L'ajout de la cour des hiboux en arrière-plan, efficace pour tenter Robin et rendre Batman encore plus distant, a aussi ses inconvénients. Il est difficile pour un lecteur des comics d'oublier que cette société secrète avait ceci d'effrayant qu'elle remettait en question ce que Batman connaissait de Gotham et paraissait être partout à la fois, ce que le film ne peut restituer. On pourrait passer là-dessus mais le film a la mauvaise idée de reprendre 2 passages qui souffrent de la comparaison avec les comics. La séquence psychologiquement usante du labyrinthe devient un simple rêve accompagné d'un avertissement bien vu sur le papier, mais trop bref pour justifier l'évolution du personnage. Quant à la fin elle est très bien faite et a son lot de bonnes idées, mais là encore je repensais à ce qu'il y avait dans les comics et je ne pouvais que voir qu'on y perdait un peu au change. La faute encore une fois à une précipitation inévitable qui réduit l'aura de cette cour des hiboux.

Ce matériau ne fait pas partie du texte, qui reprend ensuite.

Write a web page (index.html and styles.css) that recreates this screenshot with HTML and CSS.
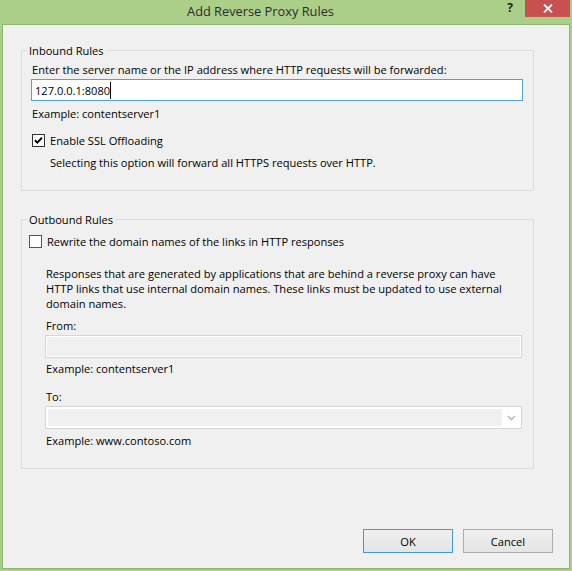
FILE: index.html
```html
<!DOCTYPE html>
<html lang="en">
<head>
<meta charset="utf-8">
<title>Add Reverse Proxy Rules</title>
<link rel="stylesheet" href="styles.css">
</head>
<body>
<div class="window">
  <div class="titlebar">
    <div class="title">Add Reverse Proxy Rules</div>
    <div class="help">?</div>
    <div class="close">
      <svg width="10" height="9" viewBox="0 0 10 9"><path d="M1 0.5L9 8.5M9 0.5L1 8.5" stroke="#fff" stroke-width="1.8" fill="none"/></svg>
    </div>
  </div>
  <div class="client">
    <fieldset class="group inbound">
      <legend class="group-title">Inbound Rules</legend>
      <div class="label first">Enter the server name or the IP address where HTTP requests will be forwarded:</div>
      <div class="textbox focused"><span class="value">127.0.0.1:8080</span><span class="caret"></span></div>
      <div class="hint">Example: contentserver1</div>
      <div class="check-row ssl">
        <span class="checkbox checked"><svg width="11" height="11" viewBox="0 0 11 11"><path d="M2 5.2L4.3 7.6L9 2.6" stroke="#000" stroke-width="2" fill="none"/></svg></span>
        <span class="check-text">Enable SSL Offloading</span>
      </div>
      <div class="subnote">Selecting this option will forward all HTTPS requests over HTTP.</div>
    </fieldset>
    <fieldset class="group outbound">
      <legend class="group-title">Outbound Rules</legend>
      <div class="check-row rewrite">
        <span class="checkbox"></span>
        <span class="check-text">Rewrite the domain names of the links in HTTP responses</span>
      </div>
      <div class="indent">
        <p class="desc">Responses that are generated by applications that are behind a reverse proxy can have<br>HTTP links that use internal domain names. These links must be updated to use external<br>domain names.</p>
        <div class="label from">From:</div>
        <div class="textbox disabled"></div>
        <div class="hint">Example: contentserver1</div>
        <div class="label to">To:</div>
        <div class="combo disabled">
          <div class="combo-edit"></div>
          <div class="combo-arrow"><svg width="9" height="6" viewBox="0 0 9 6"><path d="M1 1L4.5 4.5L8 1" stroke="#bdbdbd" stroke-width="1.6" fill="none"/></svg></div>
        </div>
        <div class="hint">Example: www.contoso.com</div>
      </div>
    </fieldset>
    <div class="buttons">
      <button class="btn default" type="button">OK</button>
      <button class="btn" type="button">Cancel</button>
    </div>
  </div>
</div>
</body>
</html>
```
FILE: styles.css
```css
* { box-sizing: border-box; }
html, body { margin: 0; padding: 0; }
body {
  font-family: "Open Sans", "Noto Sans", sans-serif;
  font-size: 11.1px;
  line-height: 15px;
  color: #000;
  background: #abcf89;
}
.window {
  width: 572px;
  height: 571px;
  background: #abcf89;
  padding: 0 2px 2px 2px;
  display: flex;
  flex-direction: column;
}
.titlebar {
  height: 24px;
  display: flex;
  align-items: flex-start;
  flex: none;
}
.title {
  flex: 1;
  text-align: center;
  padding-left: 18px;
  font-size: 12.8px;
  line-height: 22px;
  color: #2b2b2b;
}
.help {
  width: 12px;
  margin-right: 12px;
  text-align: right;
  font-weight: bold;
  font-size: 12px;
  line-height: 15px;
  color: #222;
}
.close {
  width: 45px;
  height: 17px;
  background: #c75050;
  display: flex;
  align-items: center;
  justify-content: center;
}
.client {
  flex: 1;
  border: 1px solid #8fb76c;
  background: #f0f0f0;
  padding: 18px 16px 0 18px;
  display: flex;
  flex-direction: column;
}
.group {
  margin: 0 19px 0 0;
  border: 1px solid #dcdcdc;
  min-width: 0;
}
.group-title {
  padding: 0 2px;
  line-height: 15px;
}
.inbound { padding: 0 10px 20px 9px; }
.inbound .group-title { margin-left: -4px; }
.outbound { padding: 0 11px 20px 7px; margin-top: 21px; }
.outbound .group-title { margin-left: -2px; }
.label.first { margin-top: 4px; padding-left: 1px; }
.textbox {
  height: 22px;
  border: 1px solid #d5d5d5;
  display: flex;
  align-items: center;
  margin-top: 2px;
}
.textbox.focused {
  border-color: #569de5;
  background: #fff;
  padding-left: 3px;
}
.caret {
  width: 1px;
  height: 17px;
  background: #000;
}
.textbox.disabled {
  height: 23px;
  background: #f0f0f0;
  box-shadow: inset 0 0 0 1px #fff;
}
.hint { margin-top: 5px; padding-left: 1px; }
.check-row {
  display: flex;
  align-items: center;
  height: 15px;
}
.checkbox {
  width: 13px;
  height: 13px;
  border: 1px solid #333;
  background: #fff;
  display: flex;
  align-items: center;
  justify-content: center;
  flex: none;
}
.check-text { margin-left: 5px; }
.ssl { margin-top: 12px; margin-left: 1px; }
.subnote { margin-top: 7px; padding-left: 19px; }
.rewrite { margin-top: 7px; }
.rewrite .checkbox { border-color: #555; }
.indent { padding-left: 16px; }
.desc { margin: 17px 0 0 0; padding-left: 1px; }
.label.from { margin-top: 7px; padding-left: 1px; }
.indent .hint { margin-top: 3px; }
.label.to { margin-top: 13px; padding-left: 1px; }
.combo {
  height: 23px;
  margin-top: 2px;
  border: 1px solid #d5d5d5;
  background: #fff;
  padding: 2px;
  display: flex;
}
.combo-edit { flex: 1; background: #f0f0f0; }
.combo-arrow {
  width: 17px;
  display: flex;
  align-items: center;
  justify-content: center;
  padding-left: 2px;
}
.indent .combo + .hint { margin-top: 4px; }
.buttons {
  margin-top: 60px;
  display: flex;
  justify-content: flex-end;
  gap: 10px;
}
.btn {
  width: 90px;
  height: 24px;
  font-family: inherit;
  font-size: 11.1px;
  color: #000;
  border: 1px solid #adadad;
  background: linear-gradient(#f0f0f0, #e5e5e5);
  padding: 0;
  margin: 0;
}
.btn.default { border-color: #3c9be8; }
```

Le film souffre donc de son format qui le contraint à aller trop vite sur beaucoup d'aspects, mais d'un autre côté il se tient assez bien. On sait qu'on est face à un DTV de 1h20, et pour le genre c'est plutôt soigné. Jay Oliva avait déjà montré de quoi il était capable avec The Dark Knight Returns : les rixes sont pêchues, bien lisibles grâce à une "caméra" très stable et d'une durée satisfaisante. On ne perd pas de temps avec des palabres inutiles, les frappes s'enchaînent avec un bon rythme et une grande fluidité, le réalisateur n'hésite pas à se montrer cruel envers les personnages. On ne se moque clairement pas de nous, il y a du bon boulot vu les moyens dont le réalisateur devait disposer. L'animation est bonne malgré quelques couacs bien pardonnables (des corps qui disparaissent sur un plan pour réapparaître le plan suivant, une chute dans le vide rigide mais bon, c'est Batman :p). Le character-design de Bruce Wayne m'a perturbé parce qu'il me faisait penser à Phoenix Wright, sinon c'est sobre mais bien fait de ce côté là aussi. La VF est en demi-teinte : d'un côté il y a Adrien Antoine qui est bon dans ce rôle (c'est d'autant plus pénible de le voir jouer Superman dans les films live tandis qu'il se fait actuellement remplacer par Emmanuel Jacomy, ancienne voix de Superman dans les films animés...), ainsi que Paolo Domingo dans le rôle de Robin même s'il n'a pas l'âge et que ça s'entend. De l'autre on a des rôles secondaires moins convaincants. Maurice Decoster est en petite forme pour jouer l'Ergot et les enfants sonnent très faux. Il y a aussi une réplique qui m'a choqué : "J'étais son égaux". Mais malgré ces défauts elle reste correcte pour le genre.
Batman vs Robin n'est pas une pleine réussite, mais avec son ambition mesurée il constitue tout de même un visionnage sympathique.